06/26/2009, 10:51 PM
(08/19/2007, 09:50 AM)bo198214 Wrote: I just verified numerically that the superlog critical function (originally defined on \( (0,1) \)) for base \( e \) satisfies
\( t(x)=t(\log(x))+1 \) for all \( x\in(1,2) \).
So it is quite sure that the piecewise defined slog is also analytic.
Congratulation Andrew!
(However once someone has to prove this rigorously and also compute the convergence radius.)
as for the radius of convergence :
let A be the smallest fixpoint => b^A = A
then ( andrew's ! ) slog(z) with base b should satisfy :
slog(z) = slog(b^z) - 1
=> slog(A) = slog(b^A) - 1
=> slog(A) = slog(A) - 1
=> abs ( slog(A) ) = oo
so the radius should be smaller or equal to abs(A)
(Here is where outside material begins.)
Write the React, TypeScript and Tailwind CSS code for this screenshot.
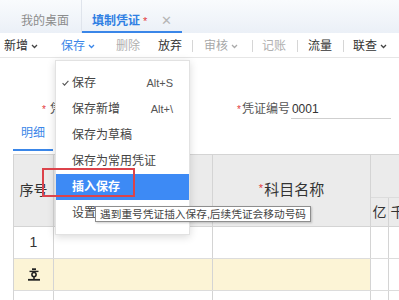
import React from "react";

const Chevron = ({ color = "#666" }: { color?: string }) => (
  <svg width="7" height="5" viewBox="0 0 7 5" className="ml-[3px] shrink-0">
    <path d="M1 1l2.5 2.5L6 1" fill="none" stroke={color} strokeWidth="1.3" />
  </svg>
);

const Sep = ({ ml }: { ml: string }) => <span className={`${ml} w-px h-[12px] bg-[#d6d6d6] shrink-0`} />;

const digits = ["亿", "千"];

const menuItems = [
  { label: "保存", key: "Alt+S", check: true },
  { label: "保存新增", key: "Alt+\\" },
  { label: "保存为草稿" },
  { label: "保存为常用凭证" },
  { label: "插入保存", active: true },
  { label: "设置" },
];

function InsertIcon() {
  return (
    <svg width="12" height="13" viewBox="0 0 12 13">
      <path d="M4 1.2h4" stroke="#222" strokeWidth="1.8" />
      <path d="M1.5 3.4h9" stroke="#222" strokeWidth="1.4" />
      <circle cx="6" cy="6.6" r="2.1" fill="none" stroke="#222" strokeWidth="1.6" />
      <path d="M6 8.8v2.2" stroke="#222" strokeWidth="1.6" />
      <path d="M0 11.8h12" stroke="#222" strokeWidth="1.8" />
    </svg>
  );
}

function DigitCells({ header }: { header?: boolean }) {
  return (
    <>
      {digits.map((d, i) => (
        <div
          key={i}
          className={`w-[18px] shrink-0 border-r ${i === 0 ? "border-[#d4d4d4]" : "border-[#e2e2e2]"} ${header ? "flex items-center justify-center text-[14px] text-[#333]" : "bg-white"}`}
        >
          {header ? d : null}
        </div>
      ))}
      <div className={`w-[40px] shrink-0 ${header ? "" : "bg-white"}`} />
    </>
  );
}

export default function App() {
  return (
    <div className="relative w-[399px] h-[300px] overflow-hidden bg-white font-['Liberation_Sans','Noto_Sans_CJK_SC',sans-serif] text-[#333]">
      {/* Tabs */}
      <div className="h-[33px] flex bg-gradient-to-b from-[#f9fbfd] to-[#ebf0f7]">
        <div className="w-[82px] pl-[21px] pt-[13px] text-[12px] leading-[16px] text-[#8c8c8c] border-r border-[#dfe4ec]">我的桌面</div>
        <div className="w-[100px] pl-[10px] pt-[13px] flex items-start text-[12px] leading-[16px] border-b-2 border-[#3a86e8]">
          <span className="text-[#2f7fe3] font-bold">填制凭证</span>
          <span className="text-[#e4393c] ml-[3px] text-[11px]">*</span>
          <span className="ml-[14px] text-[#b5b5b5] text-[13px] leading-[16px]">✕</span>
        </div>
      </div>

      {/* Toolbar */}
      <div className="h-[25px] pt-[2px] flex items-center text-[12px] border-b border-[#e6e6e6] whitespace-nowrap">
        <span className="ml-[4px] flex items-center">新增<Chevron color="#444" /></span>
        <span className="ml-[23px] flex items-center text-[#3a86e8]">保存<Chevron color="#3a86e8" /></span>
        <span className="ml-[21px] text-[#b0b0b0]">删除</span>
        <span className="ml-[18px]">放弃</span>
        <Sep ml="ml-[10px]" />
        <span className="ml-[11px] flex items-center text-[#a8a8a8]">审核<Chevron color="#aaa" /></span>
        <Sep ml="ml-[14px]" />
        <span className="ml-[9px] text-[#b0b0b0]">记账</span>
        <Sep ml="ml-[11px]" />
        <span className="ml-[10px]">流量</span>
        <Sep ml="ml-[11px]" />
        <span className="ml-[9px] flex items-center">联查<Chevron color="#444" /></span>
      </div>

      {/* Form */}
      <div className="mt-[41px] h-[20px] flex items-center text-[12px] whitespace-nowrap">
        <div className="w-[237px] shrink-0 pl-[42px] flex items-center">
          <span className="text-[#e4393c] text-[10px]">*</span>
          <span className="ml-[4px] text-[#555]">凭</span>
        </div>
        <span className="text-[#e4393c] text-[10px]">*</span>
        <span className="ml-[1px] text-[#555]">凭证编号</span>
        <div className="ml-[1px] w-[100px] h-[20px] border-b border-[#cfcfcf] flex items-center pl-[1px] text-[#333]">0001</div>
      </div>

      <div className="mt-[4px] ml-[13px] w-[40px] h-[28px] pt-[2px] flex justify-center text-[12px] leading-[16px] text-[#3a86e8] border-b-2 border-[#3a86e8]">明细</div>

      {/* Table */}
      <div className="mt-[3px] ml-[13px] border-l border-t border-[#d4d4d4] w-max">
        <div className="flex h-[72px] bg-[#ebebeb] border-b border-[#d4d4d4]">
          <div className="w-[40px] shrink-0 border-r border-[#d4d4d4] flex items-center justify-center text-[14px]">序号</div>
          <div className="w-[159px] shrink-0 border-r border-[#d4d4d4]" />
          <div className="w-[158px] shrink-0 border-r border-[#d4d4d4] flex items-center justify-center text-[15px]">
            <span className="text-[#e4393c] text-[11px] self-start mt-[25px] mr-[1px]">*</span>科目名称
          </div>
          <div className="flex flex-col shrink-0">
            <div className="h-[43px] border-b border-[#dcdcdc]" />
            <div className="flex h-[28px]"><DigitCells header /></div>
          </div>
        </div>
        {[0, 1, 2].map((r) => (
          <div key={r} className={`flex h-[32px] border-b border-[#dcdcdc] ${r === 1 ? "bg-[#fcf4d6]" : "bg-white"}`}>
            <div className="w-[40px] shrink-0 border-r border-[#d4d4d4] flex items-center justify-center text-[14px]">
              {r === 0 ? "1" : r === 1 ? <InsertIcon /> : null}
            </div>
            <div className="w-[159px] shrink-0 border-r border-[#d4d4d4]" />
            <div className="w-[158px] shrink-0 border-r border-[#d4d4d4]" />
            <div className="flex shrink-0"><DigitCells /></div>
          </div>
        ))}
      </div>

      {/* Save dropdown */}
      <div className="absolute left-[55px] top-[60px] w-[135px] h-[175px] bg-white border border-[#e2e2e2] shadow-[0_2px_8px_rgba(0,0,0,0.15)] pt-[9px] text-[12px] whitespace-nowrap">
        {menuItems.map((m) => (
          <div
            key={m.label}
            className={`h-[26px] flex items-center pl-[6px] pr-[16px] ${m.active ? "bg-[#3d8af5] text-white font-bold" : "text-[#444]"}`}
          >
            <span className="w-[10px] shrink-0">
              {m.check ? (
                <svg width="7" height="6" viewBox="0 0 7 6">
                  <path d="M0.6 3.2l1.9 1.9L6.4 0.8" fill="none" stroke="#555" strokeWidth="1.1" />
                </svg>
              ) : null}
            </span>
            <span>{m.label}</span>
            {m.key ? <span className="ml-auto text-[11px] text-[#555]">{m.key}</span> : null}
          </div>
        ))}
      </div>

      {/* Tooltip */}
      <div className="absolute left-[95px] top-[206px] h-[16px] px-[4px] bg-white border border-[#8e8e8e] shadow-[1px_1px_2px_rgba(0,0,0,0.2)] text-[10.7px] leading-[14px] text-[#444] whitespace-nowrap">
        遇到重号凭证插入保存,后续凭证会移动号码
      </div>

      {/* Highlight box */}
      <div className="absolute left-[42px] top-[168px] w-[93px] h-[29px] border-2 border-[#dc434b]" />
    </div>
  );
}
maybe i missed it , but i didnt see that mentioned.
also this makes me doubt - especially considering that for every base b slog should 'also' ( together with the oo value at the fixed point A mentioned above ) have a period ( thus abs ( slog(A + period) ) = oo too ! ) - , however thats just an emotion and no math of course ...
( btw the video link mentioned in this thread doesnt work for me bo , maybe it isnt online anymore ? )